Three Types of Classroom Assessment Problems
If you are a classroom teacher worried about your own assessments, there are three different types of questions that you probably need to answer. Fortunately, there are three item-analysis tools that will provide you with the three different types of information you need.
Are my test questions too hard?
The difficulty of any specific test question can be calculated fairly easily using the formula for the difficulty index. You can produce a difficulty index for a test item by calculating the proportion of students taking the test that got that item correct. The larger the proportion, the more test takers who know the information measured by the item.
How hard is too hard? You get to decide that yourself. Some teachers treat difficulty indices at .50 or below as too hard because most people missed the item. You might have higher standards. If you believe that most students should have learned the material and your difficulty index for an item suggests that a substantial portion of your class missed it, it might be too hard.
Is each test question measuring what it is supposed to?
Measurement experts say that if a test item measures what it is supposed to, then it is valid [Hack #32]. The discrimination index is a basic measure of the validity of an item, in addition to its reliability. It measures an item's ability to discriminate between those who scored high on the total test and those who scored low.
Though there are several steps in its calculation, once computed, this index can be interpreted as an indication of the extent to which overall knowledge of the content area or mastery of the skills is related to the response on an item.
Why did my students miss a question?
In addition to examining the performance of an entire test item, teachers are often interested in examining the performance of individual distractors (incorrect answer options) on multiple-choice items through analysis of answer options. By calculating the proportion of students who choose each answer option, teachers can see what sorts of errors students are making. Have they mislearned certain concepts? Do they have common confusions about the material?
To improve how well the item works from a measurement perspective, teachers also can identify which distractors are "working" and appear attractive to students who do not know the correct answer, and which distractors are simply taking up space and are not being chosen by many students.
To eliminate educated guesses that result in correct answers purely by chance, teachers and test developers want as many plausible distractors as is feasible. Analyses of response options allow teachers to fine-tune and improve items they might want to use again with future classes.
Conducting Item Analyses and Interpreting Results
Here are the procedures for the calculations involved in item analysis, using data for an example item. For this example, imagine a classroom of 25 students who took a test that included the item in Table 3-6 (keep in mind, though, that even large-scale standardized test developers use the same procedures for tests taken by hundreds of thousands of people).
To calculate the difficulty index:
On the item shown in Table 3-6, 16 out of 25 people got the item right:
Difficulty indices range from .00 to 1.0. In our example, the item had a difficulty index of .64. This means that 64 percent of students knew the answer.
If a teacher believes that .64 is too low, there are a couple of actions she can take. She could decide to change the way she teaches to better meet the objective represented by the item.

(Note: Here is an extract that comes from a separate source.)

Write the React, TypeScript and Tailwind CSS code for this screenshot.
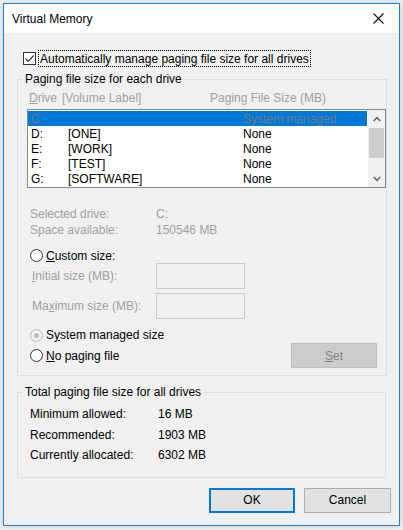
import React from "react";

function Radio({ checked = false, disabled = false }: { checked?: boolean; disabled?: boolean }) {
  return (
    <span
      className={
        "flex h-[13px] w-[13px] shrink-0 items-center justify-center rounded-full border " +
        (disabled ? "border-[#bcbcbc] bg-[#f0f0f0]" : "border-[#333333] bg-white")
      }
    >
      {checked && <span className="h-[5px] w-[5px] rounded-full bg-[#bcbcbc]" />}
    </span>
  );
}

const drives: [string, string, string][] = [
  ["C:", "", "System managed"],
  ["D:", "[ONE]", "None"],
  ["E:", "[WORK]", "None"],
  ["F:", "[TEST]", "None"],
  ["G:", "[SOFTWARE]", "None"],
];

export default function App() {
  return (
    <div className="h-[530px] w-[403px] overflow-hidden bg-[#efefef] pl-[3px] pt-[3px] font-['Liberation_Sans',Arial,sans-serif] text-[12px] leading-[14px] text-black">
      <div className="flex h-[523px] w-[397px] flex-col border border-[#1883d7] bg-[#f0f0f0] shadow-[0_0_6px_rgba(0,0,0,0.15)]">
        {/* Title bar */}
        <div className="flex h-[29px] shrink-0 items-center justify-between bg-white pl-[8px] pr-[15px]">
          <span>Virtual Memory</span>
          <svg width="11" height="11" viewBox="0 0 11 11" className="mb-[1px]">
            <path d="M0.5 0.5 L10.5 10.5 M10.5 0.5 L0.5 10.5" stroke="#111" strokeWidth="1.1" fill="none" />
          </svg>
        </div>

        {/* Body */}
        <div className="flex flex-1 flex-col">
          {/* Checkbox row */}
          <div className="ml-[19px] mt-[17px] flex h-[17px] items-center">
            <span className="flex h-[13px] w-[13px] items-center justify-center border border-[#333333] bg-white">
              <svg width="11" height="11" viewBox="0 0 11 11">
                <path d="M1.5 5.5 L4.3 8.3 L9.6 2.5" stroke="#333" strokeWidth="1.2" fill="none" />
              </svg>
            </span>
            <span className="ml-[2px] flex h-[17px] items-center border border-dotted border-black px-[1px]">
              <span>Automatically manage paging file size for all drives</span>
            </span>
          </div>

          {/* Group 1 */}
          <fieldset className="ml-[13px] mt-[5px] w-[369px] border border-[#dcdcdc] pb-[7px]">
            <legend className="ml-[5px] px-[2px] leading-[14px]">Paging file size for each drive</legend>
            <div className="ml-[11px] mt-[5px] flex text-[#a0a0a0]">
              <span className="w-[33px]">
                <u>D</u>rive
              </span>
              <span className="w-[148px]">[Volume Label]</span>
              <span>Paging File Size (MB)</span>
            </div>

            {/* Listbox */}
            <div className="ml-[9px] mt-[4px] flex h-[79px] w-[359px] border border-[#828790] bg-white">
              <div className="flex flex-1 flex-col pt-[1px]">
                {drives.map(([d, label, size], i) => (
                  <div
                    key={d}
                    className={
                      "mr-[1px] flex h-[15px] items-center pl-[3px] " +
                      (i === 0 ? "bg-[#0078d7] text-[#6d7888]" : "")
                    }
                  >
                    <span className="w-[37px]">{d}</span>
                    <span className="w-[175px]">{label}</span>
                    <span>{size}</span>
                  </div>
                ))}
              </div>
              <div className="flex w-[17px] flex-col bg-[#f0f0f0]">
                <div className="flex h-[17px] items-center justify-center">
                  <svg width="8" height="6" viewBox="0 0 8 6">
                    <path d="M0.7 5 L4 1.6 L7.3 5" stroke="#606060" strokeWidth="1.5" fill="none" />
                  </svg>
                </div>
                <div className="mx-[1px] mt-[1px] h-[30px] bg-[#cdcdcd]" />
                <div className="flex-1" />
                <div className="flex h-[17px] items-center justify-center">
                  <svg width="8" height="6" viewBox="0 0 8 6">
                    <path d="M0.7 1 L4 4.4 L7.3 1" stroke="#606060" strokeWidth="1.5" fill="none" />
                  </svg>
                </div>
              </div>
            </div>

            {/* Selected drive info */}
            <div className="ml-[12px] mt-[18px] flex h-[16px] items-center text-[#a0a0a0]">
              <span className="w-[126px]">Selected drive:</span>
              <span>C:</span>
            </div>
            <div className="ml-[12px] flex h-[16px] items-center text-[#a0a0a0]">
              <span className="w-[126px]">Space available:</span>
              <span>150546 MB</span>
            </div>

            {/* Custom size */}
            <div className="ml-[12px] mt-[10px] flex h-[15px] items-center gap-[3px]">
              <Radio />
              <span>
                <u>C</u>ustom size:
              </span>
            </div>
            <div className="ml-[14px] flex h-[26px] items-center">
              <span className="w-[124px] text-[#a0a0a0]">
                <u>I</u>nitial size (MB):
              </span>
              <div className="h-[26px] w-[89px] border border-[#cccccc] bg-[#f0f0f0]" />
            </div>
            <div className="ml-[14px] mt-[4px] flex h-[26px] items-center">
              <span className="w-[124px] text-[#a0a0a0]">
                Ma<u>x</u>imum size (MB):
              </span>
              <div className="h-[26px] w-[89px] border border-[#cccccc] bg-[#f0f0f0]" />
            </div>

            <div className="ml-[12px] mt-[8px] flex h-[16px] items-center gap-[3px]">
              <Radio checked disabled />
              <span>
                S<u>y</u>stem managed size
              </span>
            </div>
            <div className="ml-[12px] flex h-[25px] items-center justify-between pr-[9px]">
              <div className="flex items-center gap-[3px]">
                <Radio />
                <span>
                  <u>N</u>o paging file
                </span>
              </div>
              <div className="flex h-[25px] w-[86px] items-center justify-center border border-[#bfbfbf] bg-[#cccccc] text-[#838383]">
                <span>
                  <u>S</u>et
                </span>
              </div>
            </div>
          </fieldset>

          {/* Group 2 */}
          <fieldset className="ml-[13px] mt-[9px] w-[369px] border border-[#dcdcdc] pb-[11px]">
            <legend className="ml-[5px] px-[2px] leading-[14px]">Total paging file size for all drives</legend>
            <div className="ml-[12px] mt-[5px] flex h-[20.5px] items-center">
              <span className="w-[128px]">Minimum allowed:</span>
              <span>16 MB</span>
            </div>
            <div className="ml-[12px] flex h-[20.5px] items-center">
              <span className="w-[128px]">Recommended:</span>
              <span>1903 MB</span>
            </div>
            <div className="ml-[12px] flex h-[20.5px] items-center">
              <span className="w-[128px]">Currently allocated:</span>
              <span>6302 MB</span>
            </div>
          </fieldset>

          {/* Buttons */}
          <div className="mt-[10px] flex justify-end gap-[9px] pr-[8px]">
            <div className="flex h-[25px] w-[86px] items-center justify-center border-2 border-[#0078d7] bg-[#e1e1e1]">
              OK
            </div>
            <div className="flex h-[25px] w-[87px] items-center justify-center border border-[#adadad] bg-[#e1e1e1]">
              Cancel
            </div>
          </div>
        </div>
      </div>
    </div>
  );
}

Another interpretation might be that the item was too difficult or confusing or invalid, in which case the teacher can replace or modify the item, perhaps using information from the item's discrimination index or analysis of response options.
To calculate the discrimination index:
Imagine that in our example 10 out of 13 students (or tests) in the high group and 6 out of 12 students in the low group got the item correct. The high group difficulty index is .77 (10/13) and the low group difficulty index is .50 (6/12), so we can calculate the discrimination index like so:
The discrimination index for the item is .27. Discrimination indices range from -1.0 to 1.0. The greater the positive value (the closer it is to 1.0), the stronger the relationship is between overall test performance and performance on that item.
If the discrimination index is negative, that means that, for some reason, students who scored low on the test were more likely to get the answer correct. This is a strange situation, and it suggests poor validity for an item or that the answer key was incorrect. Teachers usually want each item on the test to tap into the same knowledge or skill as the rest of the test.
We can use the information provided in Table 3-6 to look at the popularity of different answer options, as shown in Table 3-7.
The analysis of response options shows that students who missed the item were about equally likely to choose answer A and answer C. No students chose answer D, so answer option D does not act as a distractor. Students are not choosing between four answer options on this item; they are really choosing between only three options, since they are not even considering answer D.
This makes guessing correctly more likely, which hurts the validity of an item. A teacher might interpret this data as evidence that most students make the connection between The Great Gatsby and Fitzgerald, and that the students who don't make this connection can't differentiate between Faulkner and Hemingway very well.
Suggestions for Item Analysis and Test Fairness
To improve the quality of tests, item analysis can identify items that are too difficult (or too easy, if a teacher has that concern), don't differentiate between those who have learned the content and those who have not, or have distractors that are not plausible.
If you as a teacher have concerns about test fairness, you can change the way you teach, change the way you test, or change the way you grade the tests:
These concerns that teachers have about the quality of their tests are not much different than the research questions that scientists ask. Just like scientists, teachers can collect data in their classroom, analyze the data, and interpret results. They can then decide, based on their own personal philosophies, how to act on those results.